1793 – Jean-Paul Marat is killed in his bathtub

Jean-Paul Marat was a fiery republican journalist who was an important figure in the French revolutionary movement. A scientist (he translated Newton’s “Opticks” into French, among other accomplishments), after the revolution, he devoted himself to politics and propaganda. He was heavily involved in the factional struggles surrounding the revolution.

It was this latter that led to his death. Charlotte Corday was a member of a rival political faction, the Girondists, who believed that Marat was largely responsible for the fall of the Girondists – and that the outcome of that factional struggle might well lead to outright civil war in France. And so it was that Corday surprised Marat in his bathtub one night, stabbing him once in the carotid artery, which killed him in very short order. Later that year, he was immortalised in a painting, “The Death of Marat” by Jacques-Louis David, which has become an iconic image of revolutionary martyrdom.

Referenced in:

We Walk — REM

1990 – Kurt Cobain commits suicide

To his fans, and most other people for that matter, he must have seemed on top of the world. Why wouldn’t he? He was the lead singer and songwriter of Nirvana, the leader and figurehead of the Grunge movement (the reigning style of music and fashion), and considered as important culturally as Lennon or McCartney had been.

But Lennon and McCartney didn’t suffer from depression. Stardom seemed an unwanted distraction for Cobain – it was certainly an unwanted pressure. We may never know exactly what pushed him over the edge into absolute despair, but something did. Likely factors – most of which were exacerbated by his depression and its other symptoms, even while they too were symptoms – include Cobain’s drug use, his physical weariness after a long tour and bouts of illness, the sad state of his marriage to Courtney Love, and his long term depression.

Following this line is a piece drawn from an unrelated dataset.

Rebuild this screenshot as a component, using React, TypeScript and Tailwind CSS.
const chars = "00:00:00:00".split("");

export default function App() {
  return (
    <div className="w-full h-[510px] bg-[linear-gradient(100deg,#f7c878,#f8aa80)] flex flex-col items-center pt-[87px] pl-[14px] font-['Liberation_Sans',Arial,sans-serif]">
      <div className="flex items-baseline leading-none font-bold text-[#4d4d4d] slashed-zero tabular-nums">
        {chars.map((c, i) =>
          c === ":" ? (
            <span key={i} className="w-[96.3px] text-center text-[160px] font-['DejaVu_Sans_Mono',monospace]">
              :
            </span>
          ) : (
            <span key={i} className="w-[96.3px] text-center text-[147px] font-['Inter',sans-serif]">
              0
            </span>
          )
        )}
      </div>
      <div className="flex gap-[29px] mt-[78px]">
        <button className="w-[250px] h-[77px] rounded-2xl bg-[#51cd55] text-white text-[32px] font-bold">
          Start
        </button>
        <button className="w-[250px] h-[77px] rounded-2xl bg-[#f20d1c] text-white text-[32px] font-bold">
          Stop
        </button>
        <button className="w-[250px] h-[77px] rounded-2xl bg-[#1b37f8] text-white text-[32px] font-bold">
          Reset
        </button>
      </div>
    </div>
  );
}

His body was discovered on April 8, 1990. He had shot himself after taking a large dose of heroin (and possibly some diazepam) and writing a suicide note. The coroner later estimated that he had died on April 5. He was survived by his wife and daughter, his bandmates in Nirvana, the Grunge movement, and a number of urban myths that he had been murdered.

Referenced in:

Let Me In — REM
About a Boy — Patti Smith
Mighty K.C. — For Squirrels
Innocent — Our Lady Peace
Sleeps with Angels — Neil Young
You Were Right — Badly Drawn Boy
Too Cool Queenie — Stone Temple Pilots
Californication — Red Hot Chili Peppers
Rock And Roll Hall Of Death — Mitch Benn And The Distractions

1969 – Armstrong and Aldrin walk on the Moon

Really, what needs to be said?

Armstrong, Aldrin and Collins took off from the Kennedy Space Center, near Cape Canaveral, Florida, on July 16. Four days later, the lunar landing module, carrying Armstrong and Aldrin, landed on the Moon. They were supposed to take a sleep break, but Armstrong was impatient to walk on the moon – and who could blame him?

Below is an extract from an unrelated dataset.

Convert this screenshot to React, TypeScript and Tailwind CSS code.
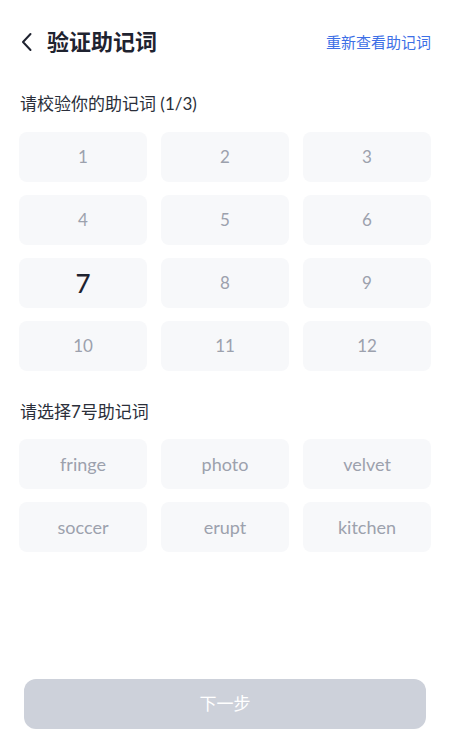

It was July 21 (UTC) by the time they began the EVA. They stayed on the lunar surface for about 150 minutes (15 minutes longer than was originally a plan). During this time, the two spoke to President Nixon in the White House, planted an American flag on the Moon, performed a number of scientific experiments and took numerous photographs, all of them now iconic images.

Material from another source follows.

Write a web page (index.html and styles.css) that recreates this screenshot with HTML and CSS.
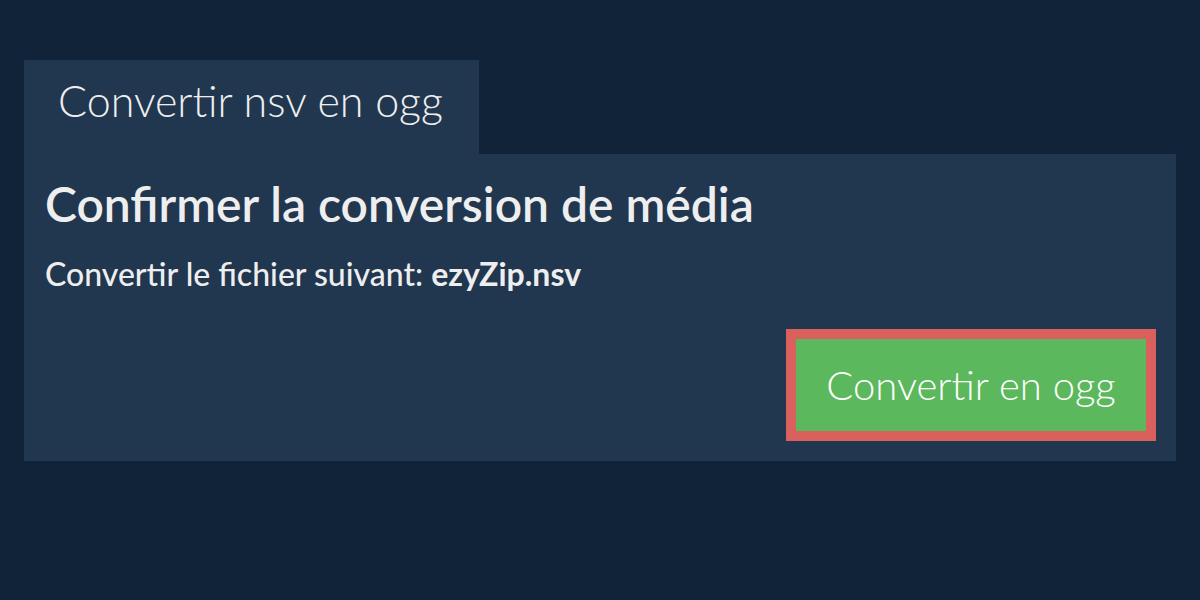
FILE: index.html
```html
<!DOCTYPE html>
<html lang="fr">
<head>
<meta charset="utf-8">
<link rel="stylesheet" href="styles.css">
</head>
<body>
<div class="wrap">
  <div class="tab">Convertir nsv en ogg</div>
  <div class="panel">
    <h1 class="title">Confirmer la conversion de média</h1>
    <p class="sub">Convertir le fichier suivant: <b>ezyZip.nsv</b></p>
    <div class="actions">
      <button class="btn">Convertir en ogg</button>
    </div>
  </div>
</div>
</body>
</html>
```
FILE: styles.css
```css
html, body { margin: 0; padding: 0; }
body {
  background: #112339;
  font-family: Lato, "Open Sans", sans-serif;
  color: #eeeeee;
  width: 1200px;
  height: 600px;
}
.wrap { padding: 60px 24px 0; }
.tab {
  display: inline-block;
  box-sizing: border-box;
  width: 455px;
  height: 94px;
  background: #21364f;
  font-size: 43px;
  font-weight: 300;
  padding: 15px 0 0 34px;
  line-height: 52px;
}
.panel {
  background: #21364f;
  height: 307px;
  box-sizing: border-box;
  padding: 21px 20px 0 21px;
}
.title {
  margin: 0;
  font-size: 48px;
  font-weight: 600;
  line-height: 58px;
}
.sub {
  margin: 22px 0 0;
  font-size: 32px;
  font-weight: 500;
  line-height: 38px;
}
.sub b { font-weight: 700; }
.actions { display: flex; justify-content: flex-end; margin-top: 36px; }
.btn {
  box-sizing: border-box;
  width: 370px;
  height: 112px;
  background: #5cb85c;
  border: 10px solid #d9605d;
  color: #ffffff;
  font-family: Lato, sans-serif;
  font-size: 40px;
  font-weight: 300;
  padding: 0;
}
```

Despite what you may have heard, it is highly unlikely that the landings were faked. I do not believe that they were, and neither does Buzz Aldrin.

Referenced in:

I Was Only 19 — Redgum
Man On The Moon — REM
Shrink — Dead Kennedys
Saturn 5 — Inspiral Carpets
We Didn’t Start The Fire — Billy Joel
Armstrong, Aldrin and Collins — The Byrds
For Michael Collins, Jeffrey and me — Jethro Tull

1954 – Joseph Welch stops Joseph McCarthy in his tracks

Joseph McCarthy had been hunting the Reds under America’s beds for years when he turned his attention to the Army in 1953. But this time, it went badly for him. At the end of the Korean War, the Army was popular. And McCarthy’s own fortunes were fading, which fed his alcoholism and led to displays of arrogance as he tried to recapture the power he had once had.

In 1954, McCarthy was confronted by Joseph Welch, the Army’s head attorney. In a memorable exchange, he was repeatedly rebuked by Welch for trying to tar a young man in Welch’s office with his slurs. The part the Welch is most remembered for is these words:

“Let us not assassinate this lad further, Senator. You have done enough. Have you no sense of decency, sir? At long last, have you left no sense of decency?”

Referenced in:

Exhuming McCarthy – REM

Listen to the song – the actual sample appears in it.